**To be done**
Here are some records; quote them exactly, leaving out the pictures.

**Data shown**
* * *
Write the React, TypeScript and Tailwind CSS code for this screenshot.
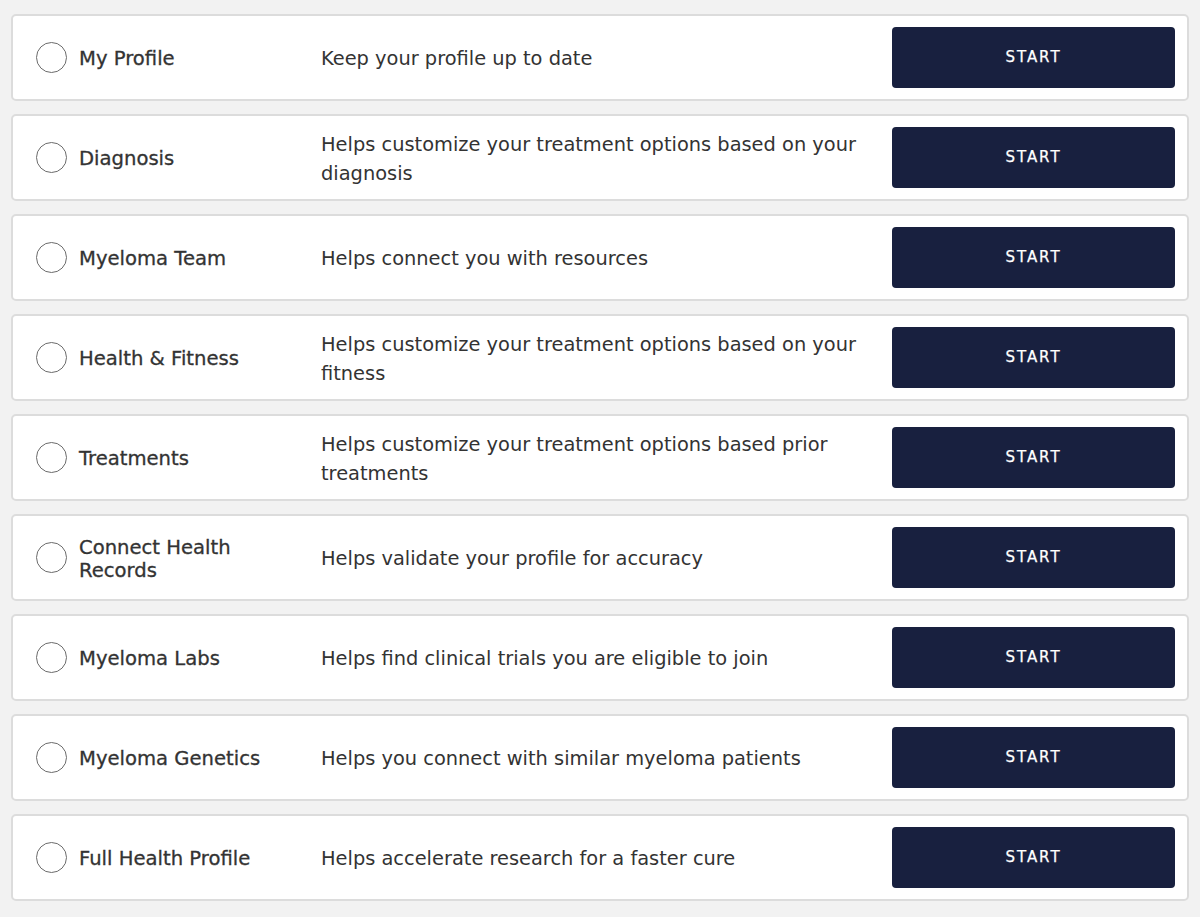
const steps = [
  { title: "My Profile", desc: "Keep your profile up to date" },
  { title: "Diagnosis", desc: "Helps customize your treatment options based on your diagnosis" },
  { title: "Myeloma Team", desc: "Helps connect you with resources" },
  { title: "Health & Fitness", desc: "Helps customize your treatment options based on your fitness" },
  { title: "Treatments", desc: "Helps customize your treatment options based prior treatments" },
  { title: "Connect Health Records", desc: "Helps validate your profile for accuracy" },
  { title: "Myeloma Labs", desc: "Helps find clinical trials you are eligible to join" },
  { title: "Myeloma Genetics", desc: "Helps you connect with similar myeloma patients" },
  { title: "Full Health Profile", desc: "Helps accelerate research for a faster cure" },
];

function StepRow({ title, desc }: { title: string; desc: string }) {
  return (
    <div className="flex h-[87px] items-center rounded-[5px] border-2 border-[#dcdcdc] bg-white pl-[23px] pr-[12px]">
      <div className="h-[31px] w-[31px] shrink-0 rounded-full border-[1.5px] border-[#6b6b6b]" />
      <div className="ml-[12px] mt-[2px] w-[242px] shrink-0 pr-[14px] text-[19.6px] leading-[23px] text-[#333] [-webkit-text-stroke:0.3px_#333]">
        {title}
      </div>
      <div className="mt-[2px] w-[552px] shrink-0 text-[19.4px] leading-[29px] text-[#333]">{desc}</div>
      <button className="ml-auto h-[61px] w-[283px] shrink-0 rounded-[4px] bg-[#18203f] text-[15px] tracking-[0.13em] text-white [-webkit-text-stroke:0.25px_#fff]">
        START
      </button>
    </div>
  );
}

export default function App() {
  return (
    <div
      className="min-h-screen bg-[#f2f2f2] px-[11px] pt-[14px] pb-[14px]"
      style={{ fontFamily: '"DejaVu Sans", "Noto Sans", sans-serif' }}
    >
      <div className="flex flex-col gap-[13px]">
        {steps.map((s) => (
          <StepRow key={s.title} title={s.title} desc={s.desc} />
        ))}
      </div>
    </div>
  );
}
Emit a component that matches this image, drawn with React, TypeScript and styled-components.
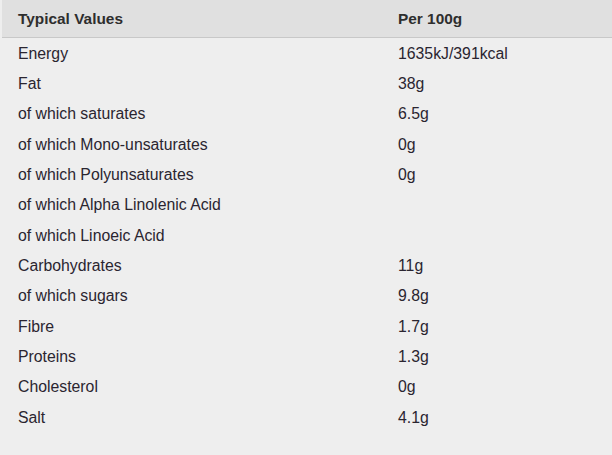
* * *
**Solution to this exercise**
Write the React, TypeScript and Tailwind CSS code for this screenshot.
const steps = [
  { title: "My Profile", desc: "Keep your profile up to date" },
  { title: "Diagnosis", desc: "Helps customize your treatment options based on your diagnosis" },
  { title: "Myeloma Team", desc: "Helps connect you with resources" },
  { title: "Health & Fitness", desc: "Helps customize your treatment options based on your fitness" },
  { title: "Treatments", desc: "Helps customize your treatment options based prior treatments" },
  { title: "Connect Health Records", desc: "Helps validate your profile for accuracy" },
  { title: "Myeloma Labs", desc: "Helps find clinical trials you are eligible to join" },
  { title: "Myeloma Genetics", desc: "Helps you connect with similar myeloma patients" },
  { title: "Full Health Profile", desc: "Helps accelerate research for a faster cure" },
];

function StepRow({ title, desc }: { title: string; desc: string }) {
  return (
    <div className="flex h-[87px] items-center rounded-[5px] border-2 border-[#dcdcdc] bg-white pl-[23px] pr-[12px]">
      <div className="h-[31px] w-[31px] shrink-0 rounded-full border-[1.5px] border-[#6b6b6b]" />
      <div className="ml-[12px] mt-[2px] w-[242px] shrink-0 pr-[14px] text-[19.6px] leading-[23px] text-[#333] [-webkit-text-stroke:0.3px_#333]">
        {title}
      </div>
      <div className="mt-[2px] w-[552px] shrink-0 text-[19.4px] leading-[29px] text-[#333]">{desc}</div>
      <button className="ml-auto h-[61px] w-[283px] shrink-0 rounded-[4px] bg-[#18203f] text-[15px] tracking-[0.13em] text-white [-webkit-text-stroke:0.25px_#fff]">
        START
      </button>
    </div>
  );
}

export default function App() {
  return (
    <div
      className="min-h-screen bg-[#f2f2f2] px-[11px] pt-[14px] pb-[14px]"
      style={{ fontFamily: '"DejaVu Sans", "Noto Sans", sans-serif' }}
    >
      <div className="flex flex-col gap-[13px]">
        {steps.map((s) => (
          <StepRow key={s.title} title={s.title} desc={s.desc} />
        ))}
      </div>
    </div>
  );
}
Emit a component that matches this image, drawn with React, TypeScript and styled-components.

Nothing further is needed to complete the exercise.